IX. Soya as the Solution to Hunger: Changing the Argentinean Diet
Over the last few years, as resistance to RR soya has grown outside Argentina, propaganda to promote soya as the solution to problems within Argentina, especially hunger, has increased. At the end of 2001, the Argentine Association of Direct Drilling Producers (AAPRESID) launched the "Soya Solidarity" campaign, through which 1 kg of soya for every tonne exported was "donated" to feed hungry people. In fact, although at first it was given away free of charge, it was later sold. At the same time, big efforts were made to promote soya as a safe and nutritious substitute for meat, milk and eggs. Some even asserted that it was superior in quality and safety to all three. Because soya never formed part of the traditional Argentine diet, nobody knew how to use it. Therefore, recipes were soon concocted for making dishes using soya instead of meat, eggs or milk. However, even though soya was cheap, the public remained unconvinced and many public projects gave up using soya altogether. The government continued to provide the information that soya should not be given to children under 5 and only to those under 2 with a doctor's advice.
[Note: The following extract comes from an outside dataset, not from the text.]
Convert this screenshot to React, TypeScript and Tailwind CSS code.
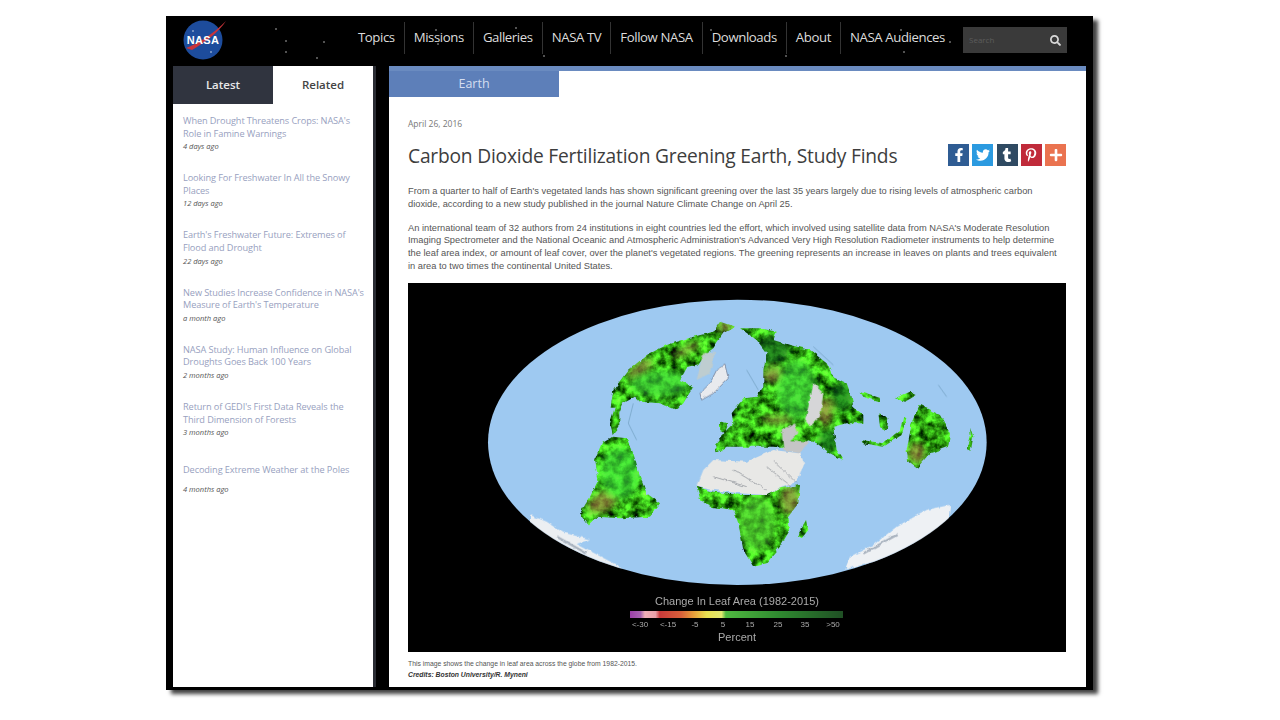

Yet it did nothing to oppose the promotion of soya, even though the National Forum for a Feeding and Nutrition Plan (2002) made it clear that soya is not good for bone development and that it contains little iron, of a kind that is difficult for the body to utilise. They also recommended that its protein should be complemented with that of other vegetables.
As soya was touted as the solution to hunger and malnutrition, the corporations and influential social actors joined ranks. The Church became involved in the charitable efforts of Soya Solidarity to feed the poor with soya and DuPont pledged assistance through its "Proteins for Life" programme. The "Food Bank Project", which began in 2000, collects unsold food stocks from companies for distribution (including Kraft Argentina, NestlÈ Argentina, and Procter & Gamble). Along with DuPont and the National Scientific and Technical Investigation Council of Argentina, the Food Bank Project has been experimenting with ways of including other foods to supplement the nutritional values and taste of soya. DuPont recently provided food fortified with soya proteins to 3,500 poor people in Buenos Aires.
X. Conclusions
This case study shows that industrial soya production is not a sustainable option. Nor is the production of GE crops for export a solution to hunger. In fact, as RR soya production has risen, hunger has increased in Argentina to unprecedented levels. Moreover, the use of agrochemicals has not been reduced. Argentinean agriculture has not only become dependent on inputs, but is also using pesticides which are prohibited elsewhere. Furthermore, Argentina has committed itself to the production of commodities for export, at the expense of its own natural resources and future generations, in order to service its debts. This focus on exports is the standard prescription of the international financial institutions, such as the World Bank, that promote the opening up of countries to free trade. The effect is to deprive countries of control over their own development, repeating the pattern of the colonial period. GE crops have played a key role in facilitating this process in Argentina. The Argentine case should sound the alarm for any country seeking to defend its food security and sovereignty.
- 1. RoundUp Ready soya, Monsanto's soya genetically engineered to be resistant to the herbicide glyphosate and described therefore as RR soya, RoundUp being the brand name of Monsanto's glyphosate product.